:: What the task asks ::
Leave out the pictures and copy everything else in the entries exactly.

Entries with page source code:

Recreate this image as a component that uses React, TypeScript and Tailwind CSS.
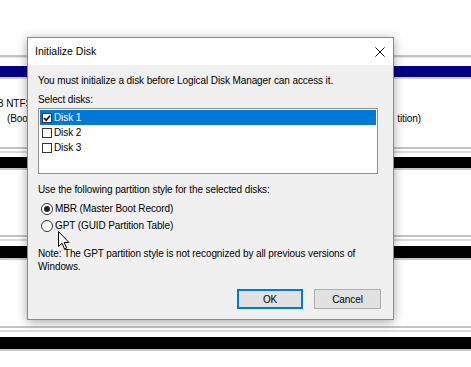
import React from "react";

function Sep({ gap }: { gap: string }) {
  return (
    <>
      <div className="h-[2px] bg-[#c4c4c4]" />
      <div className="h-[2px]" />
      <div className="h-[2px] bg-[#dcdcdc]" />
      <div className={gap} />
    </>
  );
}

function Background() {
  return (
    <div className="flex flex-col text-[10px] leading-[13px] tracking-[-0.1px] text-black">
      <div className="h-[55px]" />
      <div className="h-[2px] bg-[#c4c4c4]" />
      <div className="h-px bg-[#e4e4e4]" />
      <div className="h-[8px]" />
      <div className="h-[11px] bg-[#000080]" />
      <div className="h-[2px] bg-[#d0d0d0]" />
      <div className="h-[18px]" />
      <div className="h-[13px] whitespace-nowrap ml-[-3px]">B NTFS</div>
      <div className="h-[2px]" />
      <div className="h-[13px] flex whitespace-nowrap">
        <span className="ml-[7px]">(Boot</span>
        <span className="ml-auto mr-[50px]">tition)</span>
      </div>
      <div className="h-[22px]" />
      <Sep gap="h-[4px]" />
      <div className="h-[11px] bg-black" />
      <div className="h-[2px] bg-[#c8c8c8]" />
      <div className="h-[65px]" />
      <Sep gap="h-[5px]" />
      <div className="h-[12px] bg-black" />
      <div className="h-[2px] bg-[#c8c8c8]" />
      <div className="h-[66px]" />
      <Sep gap="h-[5px]" />
      <div className="h-[12px] bg-black" />
      <div className="h-[2px] bg-[#c8c8c8]" />
    </div>
  );
}

function CheckBox({ checked }: { checked?: boolean }) {
  return (
    <svg width="10" height="10" viewBox="0 0 10 10" className="shrink-0">
      <rect x="0.5" y="0.5" width="9" height="9" fill="#fff" stroke="#333" />
      {checked && (
        <path d="M2 5 L4.2 7.2 L8 2.8" fill="none" stroke="#000" strokeWidth="1.7" />
      )}
    </svg>
  );
}

function Radio({ checked }: { checked?: boolean }) {
  return (
    <svg width="12" height="12" viewBox="0 0 12 12" className="shrink-0">
      <circle cx="6" cy="6" r="5.5" fill="#fff" stroke="#333" />
      {checked && <circle cx="6" cy="6" r="3" fill="#222" />}
    </svg>
  );
}

function Dialog() {
  return (
    <div className="absolute left-[27px] top-[37px] w-[367px] h-[283px] border border-[#8a8a8a] bg-[#f0f0f0] shadow-[0_2px_10px_rgba(0,0,0,0.35)] flex flex-col text-black">
      <div className="h-[27px] bg-white flex items-center justify-between pl-[7px] pr-[8px]">
        <span className="text-[10.5px] leading-[13px]">Initialize Disk</span>
        <svg width="10" height="10" viewBox="0 0 10 10">
          <path d="M0.5 0.5 L9.5 9.5 M9.5 0.5 L0.5 9.5" stroke="#111" strokeWidth="1" />
        </svg>
      </div>
      <div className="flex flex-col px-[10px] pt-[9px] text-[10px] leading-[13px] tracking-[-0.1px]">
        <div className="h-[13px] whitespace-nowrap">
          You must initialize a disk before Logical Disk Manager can access it.
        </div>
        <div className="h-[13px] mt-[6px]">Select disks:</div>
        <div className="mt-[2px] w-[340px] h-[66px] border border-[#8f8f8f] bg-white p-px">
          <div className="h-[15px] bg-[#0078d7] text-white flex items-center gap-[2px] pl-[2px]">
            <CheckBox checked />
            <span>Disk 1</span>
          </div>
          <div className="h-[15px] flex items-center gap-[2px] pl-[2px]">
            <CheckBox />
            <span>Disk 2</span>
          </div>
          <div className="h-[15px] flex items-center gap-[2px] pl-[2px]">
            <CheckBox />
            <span>Disk 3</span>
          </div>
        </div>
        <div className="h-[13px] mt-[9px] whitespace-nowrap">
          Use the following partition style for the selected disks:
        </div>
        <div className="mt-[4px] h-[17px] flex items-center gap-[2px] pl-[3px]">
          <Radio checked />
          <span>MBR (Master Boot Record)</span>
        </div>
        <div className="h-[17px] flex items-center gap-[2px] pl-[3px]">
          <Radio />
          <span>GPT (GUID Partition Table)</span>
        </div>
        <div className="mt-[13px] whitespace-nowrap">
          <div>Note: The GPT partition style is not recognized by all previous versions of</div>
          <div>Windows.</div>
        </div>
        <div className="mt-[16px] flex justify-end gap-[11px] mr-[2px]">
          <button className="w-[66px] h-[20px] border-2 border-[#0078d7] bg-[#e1e1e1] flex items-center justify-center">
            OK
          </button>
          <button className="w-[67px] h-[20px] border border-[#adadad] bg-[#e1e1e1] flex items-center justify-center">
            Cancel
          </button>
        </div>
      </div>
    </div>
  );
}

function Cursor() {
  return (
    <svg
      className="absolute left-[58px] top-[231px]"
      width="12"
      height="19"
      viewBox="0 0 12 19"
    >
      <path
        d="M0.5 0.5 L0.5 15.5 L4 12.2 L6.5 18 L8.6 17.1 L6.2 11.5 L11 11.5 Z"
        fill="#fff"
        stroke="#000"
        strokeWidth="1"
        strokeLinejoin="round"
      />
    </svg>
  );
}

export default function App() {
  return (
    <div
      className="relative w-[471px] h-[367px] overflow-hidden bg-white"
      style={{ fontFamily: '"Liberation Sans", Arial, sans-serif' }}
    >
      <Background />
      <Dialog />
      <Cursor />
    </div>
  );
}
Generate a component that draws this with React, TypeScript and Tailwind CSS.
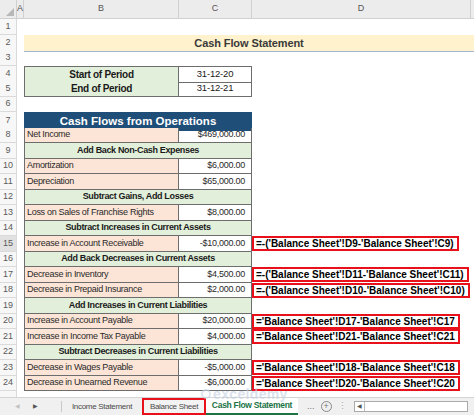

:: Output of the exercise ::
Recreate this image as a component that uses React, TypeScript and Tailwind CSS.
import React from "react";

function Sep({ gap }: { gap: string }) {
  return (
    <>
      <div className="h-[2px] bg-[#c4c4c4]" />
      <div className="h-[2px]" />
      <div className="h-[2px] bg-[#dcdcdc]" />
      <div className={gap} />
    </>
  );
}

function Background() {
  return (
    <div className="flex flex-col text-[10px] leading-[13px] tracking-[-0.1px] text-black">
      <div className="h-[55px]" />
      <div className="h-[2px] bg-[#c4c4c4]" />
      <div className="h-px bg-[#e4e4e4]" />
      <div className="h-[8px]" />
      <div className="h-[11px] bg-[#000080]" />
      <div className="h-[2px] bg-[#d0d0d0]" />
      <div className="h-[18px]" />
      <div className="h-[13px] whitespace-nowrap ml-[-3px]">B NTFS</div>
      <div className="h-[2px]" />
      <div className="h-[13px] flex whitespace-nowrap">
        <span className="ml-[7px]">(Boot</span>
        <span className="ml-auto mr-[50px]">tition)</span>
      </div>
      <div className="h-[22px]" />
      <Sep gap="h-[4px]" />
      <div className="h-[11px] bg-black" />
      <div className="h-[2px] bg-[#c8c8c8]" />
      <div className="h-[65px]" />
      <Sep gap="h-[5px]" />
      <div className="h-[12px] bg-black" />
      <div className="h-[2px] bg-[#c8c8c8]" />
      <div className="h-[66px]" />
      <Sep gap="h-[5px]" />
      <div className="h-[12px] bg-black" />
      <div className="h-[2px] bg-[#c8c8c8]" />
    </div>
  );
}

function CheckBox({ checked }: { checked?: boolean }) {
  return (
    <svg width="10" height="10" viewBox="0 0 10 10" className="shrink-0">
      <rect x="0.5" y="0.5" width="9" height="9" fill="#fff" stroke="#333" />
      {checked && (
        <path d="M2 5 L4.2 7.2 L8 2.8" fill="none" stroke="#000" strokeWidth="1.7" />
      )}
    </svg>
  );
}

function Radio({ checked }: { checked?: boolean }) {
  return (
    <svg width="12" height="12" viewBox="0 0 12 12" className="shrink-0">
      <circle cx="6" cy="6" r="5.5" fill="#fff" stroke="#333" />
      {checked && <circle cx="6" cy="6" r="3" fill="#222" />}
    </svg>
  );
}

function Dialog() {
  return (
    <div className="absolute left-[27px] top-[37px] w-[367px] h-[283px] border border-[#8a8a8a] bg-[#f0f0f0] shadow-[0_2px_10px_rgba(0,0,0,0.35)] flex flex-col text-black">
      <div className="h-[27px] bg-white flex items-center justify-between pl-[7px] pr-[8px]">
        <span className="text-[10.5px] leading-[13px]">Initialize Disk</span>
        <svg width="10" height="10" viewBox="0 0 10 10">
          <path d="M0.5 0.5 L9.5 9.5 M9.5 0.5 L0.5 9.5" stroke="#111" strokeWidth="1" />
        </svg>
      </div>
      <div className="flex flex-col px-[10px] pt-[9px] text-[10px] leading-[13px] tracking-[-0.1px]">
        <div className="h-[13px] whitespace-nowrap">
          You must initialize a disk before Logical Disk Manager can access it.
        </div>
        <div className="h-[13px] mt-[6px]">Select disks:</div>
        <div className="mt-[2px] w-[340px] h-[66px] border border-[#8f8f8f] bg-white p-px">
          <div className="h-[15px] bg-[#0078d7] text-white flex items-center gap-[2px] pl-[2px]">
            <CheckBox checked />
            <span>Disk 1</span>
          </div>
          <div className="h-[15px] flex items-center gap-[2px] pl-[2px]">
            <CheckBox />
            <span>Disk 2</span>
          </div>
          <div className="h-[15px] flex items-center gap-[2px] pl-[2px]">
            <CheckBox />
            <span>Disk 3</span>
          </div>
        </div>
        <div className="h-[13px] mt-[9px] whitespace-nowrap">
          Use the following partition style for the selected disks:
        </div>
        <div className="mt-[4px] h-[17px] flex items-center gap-[2px] pl-[3px]">
          <Radio checked />
          <span>MBR (Master Boot Record)</span>
        </div>
        <div className="h-[17px] flex items-center gap-[2px] pl-[3px]">
          <Radio />
          <span>GPT (GUID Partition Table)</span>
        </div>
        <div className="mt-[13px] whitespace-nowrap">
          <div>Note: The GPT partition style is not recognized by all previous versions of</div>
          <div>Windows.</div>
        </div>
        <div className="mt-[16px] flex justify-end gap-[11px] mr-[2px]">
          <button className="w-[66px] h-[20px] border-2 border-[#0078d7] bg-[#e1e1e1] flex items-center justify-center">
            OK
          </button>
          <button className="w-[67px] h-[20px] border border-[#adadad] bg-[#e1e1e1] flex items-center justify-center">
            Cancel
          </button>
        </div>
      </div>
    </div>
  );
}

function Cursor() {
  return (
    <svg
      className="absolute left-[58px] top-[231px]"
      width="12"
      height="19"
      viewBox="0 0 12 19"
    >
      <path
        d="M0.5 0.5 L0.5 15.5 L4 12.2 L6.5 18 L8.6 17.1 L6.2 11.5 L11 11.5 Z"
        fill="#fff"
        stroke="#000"
        strokeWidth="1"
        strokeLinejoin="round"
      />
    </svg>
  );
}

export default function App() {
  return (
    <div
      className="relative w-[471px] h-[367px] overflow-hidden bg-white"
      style={{ fontFamily: '"Liberation Sans", Arial, sans-serif' }}
    >
      <Background />
      <Dialog />
      <Cursor />
    </div>
  );
}
Generate a component that draws this with React, TypeScript and Tailwind CSS.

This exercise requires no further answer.